🤖 AI Summary
This work addresses the challenge of streaming video understanding under stringent latency constraints, where dynamic variations in information density render existing static approaches inadequate in balancing accuracy and real-time performance. The authors propose R3-Streaming, a framework that formulates the task as a cascaded control problem and progressively optimizes the information state through three stages: memory compression, response readiness assessment, and computational routing. Key innovations include an age-aware forgetting strategy for efficient memory compression, a target-balanced TB-GRPO reinforcement learning algorithm that enables dynamic computation routing to prevent mode collapse, and a multi-model collaborative inference mechanism.
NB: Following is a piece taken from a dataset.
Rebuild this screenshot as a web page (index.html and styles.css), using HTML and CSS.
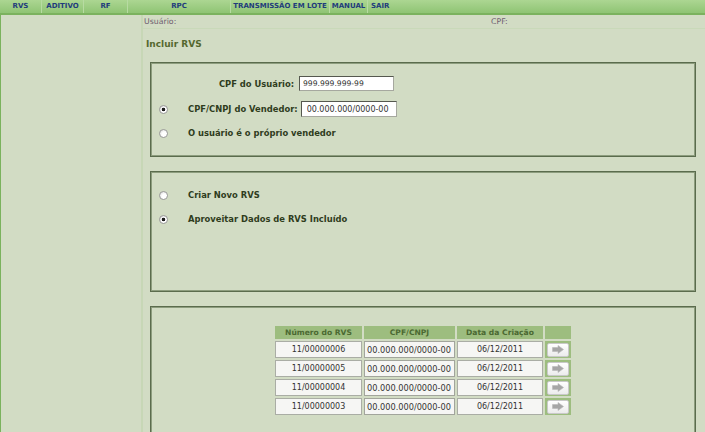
FILE: index.html
```html
<!DOCTYPE html>
<html lang="pt-BR">
<head>
<meta charset="utf-8">
<title>Incluir RVS</title>
<link rel="stylesheet" href="styles.css">
</head>
<body>
<nav class="menubar">
  <a class="mi mi-rvs">RVS</a>
  <a class="mi mi-aditivo">ADITIVO</a>
  <a class="mi mi-rf">RF</a>
  <a class="mi mi-rpc">RPC</a>
  <a class="mi mi-lote">TRANSMISSÃO EM LOTE</a>
  <a class="mi mi-manual">MANUAL</a>
  <a class="mi mi-sair">SAIR</a>
</nav>
<div class="layout">
  <aside class="sidebar"></aside>
  <main class="main">
    <div class="info">
      <span class="info-user">Usuário:</span>
      <span class="info-cpf">CPF:</span>
    </div>
    <h1 class="title">Incluir RVS</h1>

    <section class="box box-vendedor">
      <div class="row row-user">
        <label class="lbl lbl-right">CPF do Usuário:</label>
        <input class="field field-user" type="text" value="999.999.999-99">
      </div>
      <div class="row row-vend">
        <input class="radio" type="radio" name="vend" checked>
        <label class="lbl lbl-radio">CPF/CNPJ do Vendedor:</label>
        <input class="field field-vend" type="text" value="00.000.000/0000-00">
      </div>
      <div class="row row-self">
        <input class="radio" type="radio" name="vend">
        <label class="lbl lbl-radio">O usuário é o próprio vendedor</label>
      </div>
    </section>

    <section class="box box-opcao">
      <div class="row row-novo">
        <input class="radio" type="radio" name="op">
        <label class="lbl lbl-radio">Criar Novo RVS</label>
      </div>
      <div class="row row-aprov">
        <input class="radio" type="radio" name="op" checked>
        <label class="lbl lbl-radio">Aproveitar Dados de RVS Incluído</label>
      </div>
    </section>

    <section class="box box-lista">
      <table class="grid">
        <thead>
          <tr>
            <th class="c1">Número do RVS</th>
            <th class="c2">CPF/CNPJ</th>
            <th class="c3">Data da Criação</th>
            <th class="c4"></th>
          </tr>
        </thead>
        <tbody>
          <tr>
            <td class="c1">11/00000006</td>
            <td class="c2">00.000.000/0000-00</td>
            <td class="c3">06/12/2011</td>
            <td class="c4"><button class="go" type="button"><svg width="12" height="9" viewBox="0 0 12 9"><path d="M0.5 2.5H6V0.5L11.5 4.5L6 8.5V6.5H0.5Z" fill="#a6a6a6" stroke="#b8b8b8" stroke-width="0.6"/></svg></button></td>
          </tr>
          <tr>
            <td class="c1">11/00000005</td>
            <td class="c2">00.000.000/0000-00</td>
            <td class="c3">06/12/2011</td>
            <td class="c4"><button class="go" type="button"><svg width="12" height="9" viewBox="0 0 12 9"><path d="M0.5 2.5H6V0.5L11.5 4.5L6 8.5V6.5H0.5Z" fill="#a6a6a6" stroke="#b8b8b8" stroke-width="0.6"/></svg></button></td>
          </tr>
          <tr>
            <td class="c1">11/00000004</td>
            <td class="c2">00.000.000/0000-00</td>
            <td class="c3">06/12/2011</td>
            <td class="c4"><button class="go" type="button"><svg width="12" height="9" viewBox="0 0 12 9"><path d="M0.5 2.5H6V0.5L11.5 4.5L6 8.5V6.5H0.5Z" fill="#a6a6a6" stroke="#b8b8b8" stroke-width="0.6"/></svg></button></td>
          </tr>
          <tr>
            <td class="c1">11/00000003</td>
            <td class="c2">00.000.000/0000-00</td>
            <td class="c3">06/12/2011</td>
            <td class="c4"><button class="go" type="button"><svg width="12" height="9" viewBox="0 0 12 9"><path d="M0.5 2.5H6V0.5L11.5 4.5L6 8.5V6.5H0.5Z" fill="#a6a6a6" stroke="#b8b8b8" stroke-width="0.6"/></svg></button></td>
          </tr>
        </tbody>
      </table>
    </section>
  </main>
</div>
</body>
</html>
```
FILE: styles.css
```css
* { box-sizing: border-box; }

html, body {
  margin: 0;
  padding: 0;
  height: 432px;
  overflow: hidden;
}

body {
  background: #d2dcc4;
  font-family: "DejaVu Sans", Verdana, sans-serif;
}

/* ---------- top menu ---------- */
.menubar {
  display: flex;
  height: 15px;
  background: linear-gradient(#acd692, #8fc474);
  border-bottom: 2px solid #7bb25e;
}

.mi {
  display: block;
  height: 13px;
  line-height: 13px;
  font-size: 7px;
  font-weight: bold;
  color: #1f3c7c;
  text-align: center;
  border-right: 1px solid #b7dba2;
  white-space: nowrap;
}

.mi-rvs { width: 42px; }
.mi-aditivo { width: 42px; }
.mi-rf { width: 44px; }
.mi-rpc { width: 103px; }
.mi-lote { width: 99px; }
.mi-manual { width: 38px; }
.mi-sair { width: 30px; border-right: none; text-align: left; padding-left: 3px; }

/* ---------- layout ---------- */
.layout {
  display: flex;
  height: 417px;
}

.sidebar {
  width: 143px;
  flex: none;
  border-left: 1px solid #7ab25d;
  border-right: 2px solid #c7d7b6;
}

.main {
  flex: 1;
  min-width: 0;
}

.info {
  display: grid;
  grid-template-columns: 347px auto;
  height: 14px;
  line-height: 13px;
  font-size: 7.8px;
  color: #6e5d70;
  border-bottom: 1px solid #c9d9b9;
  padding-left: 1px;
}

.title {
  margin: 9px 0 11px 3px;
  font-size: 9px;
  line-height: 13px;
  font-weight: bold;
  color: #55682f;
}

/* ---------- boxes ---------- */
.box {
  margin: 0 9px 14px 7px;
  border: 1px solid #5b6c4d;
  box-shadow: inset 0 0 0 1px #8d9d7e;
}

.box-vendedor { height: 95px; padding: 13px 0 0 2px; }
.box-opcao { height: 121px; padding: 16px 0 0 2px; }
.box-lista { height: 140px; padding-top: 17px; }

.row {
  display: flex;
  align-items: center;
}

.row-user { height: 15px; }
.row-vend { height: 16px; margin-top: 10px; }
.row-self { height: 14px; margin-top: 9px; }
.row-novo { height: 14px; }
.row-aprov { height: 14px; margin-top: 10px; }

.lbl {
  font-size: 8.4px;
  font-weight: bold;
  color: #2f3c1d;
  white-space: nowrap;
}

.lbl-right {
  width: 141px;
  text-align: right;
}

.lbl-radio {
  margin-left: 20px;
}

.radio {
  appearance: none;
  -webkit-appearance: none;
  margin: 0 0 0 6px;
  width: 9px;
  height: 9px;
  border-radius: 50%;
  border: 1px solid #9a9a9a;
  background: radial-gradient(circle at 65% 65%, #ffffff 0 40%, #d2d2d2 100%);
  flex: none;
}

.radio:checked {
  background:
    radial-gradient(circle, #1e1e1e 0 1.5px, transparent 2.1px),
    radial-gradient(circle at 65% 65%, #ffffff 0 40%, #d2d2d2 100%);
}

.field {
  height: 15px;
  border: 1px solid #55584f;
  border-right-color: #a6a89f;
  border-bottom-color: #a6a89f;
  background: #ffffff;
  font-family: "DejaVu Sans", Verdana, sans-serif;
  font-size: 7.6px;
  color: #333333;
  padding: 0 3px;
  margin: 0;
}

.field-user { width: 95px; margin-left: 5px; }
.field-vend { width: 96px; height: 16px; margin-left: 3px; font-size: 8px; padding-left: 5px; }

/* ---------- table ---------- */
.grid {
  border-collapse: separate;
  border-spacing: 2px;
  margin: 0 auto;
  font-size: 8px;
  color: #333333;
}

.grid th {
  height: 13px;
  padding: 0;
  background: #9dbd7f;
  color: #4b6932;
  font-size: 7.6px;
  font-weight: bold;
  text-align: center;
}

.grid td {
  height: 17px;
  padding: 0;
  background: #f6f6f4;
  border: 1px solid #aaada5;
  text-align: center;
}

.grid .c1 { width: 87px; }
.grid .c2 { width: 91px; }
.grid .c3 { width: 86px; }
.grid .c4 { width: 26px; }

.grid td.c2 {
  text-align: left;
  padding-left: 2px;
  font-size: 8.2px;
  border-color: #a2a59c;
}

.grid td.c4 {
  background: #9dbd7f;
  border: none;
  padding: 1px 2px 1px 2px;
}

.go {
  display: flex;
  align-items: center;
  justify-content: center;
  width: 22px;
  height: 14px;
  padding: 0;
  margin: 0;
  border: 1px solid #c9c9c9;
  border-radius: 2px;
  background: linear-gradient(#ffffff, #ececec);
}
```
Evaluated on OVO-Bench and StreamingBench, the method achieves state-of-the-art performance with scores of 57.92 and 76.36, respectively, while reducing visual token consumption by 95%–96%.
📝 Abstract
Streaming video requires handling dynamic information density under strict latency budgets. Yet, existing methods typically employ static strategies, such as fixed memory compression or reliance on a single model, forcing a trade-off: fast models fail on complex queries, while always-on heavy models violate real-time constraints and overcomplicate simple queries. Rather than fixing these decisions upfront, we propose R3-Streaming (Remember, Respond, Reason), which formulates streaming video understanding as a cascaded control problem: for each query, the system compresses memory, judges response readiness, and routes computation sequentially, so that each downstream decision builds on progressively refined information states. To optimize this pipeline, we introduce an age-aware forgetting policy for memory compression, as aggressively compressing historical frames can yield substantial performance gains. For compute routing, we propose TB-GRPO, a target-balanced reinforcement learning objective that routes hard queries to a stronger model while preventing mode collapse. Extensive evaluations demonstrate that R3-Streaming achieves state-of-the-art results among streaming MLLMs, reaching 57.92 on OVO-Bench and 76.36 on StreamingBench, while reducing visual token usage by 95 to 96 percent.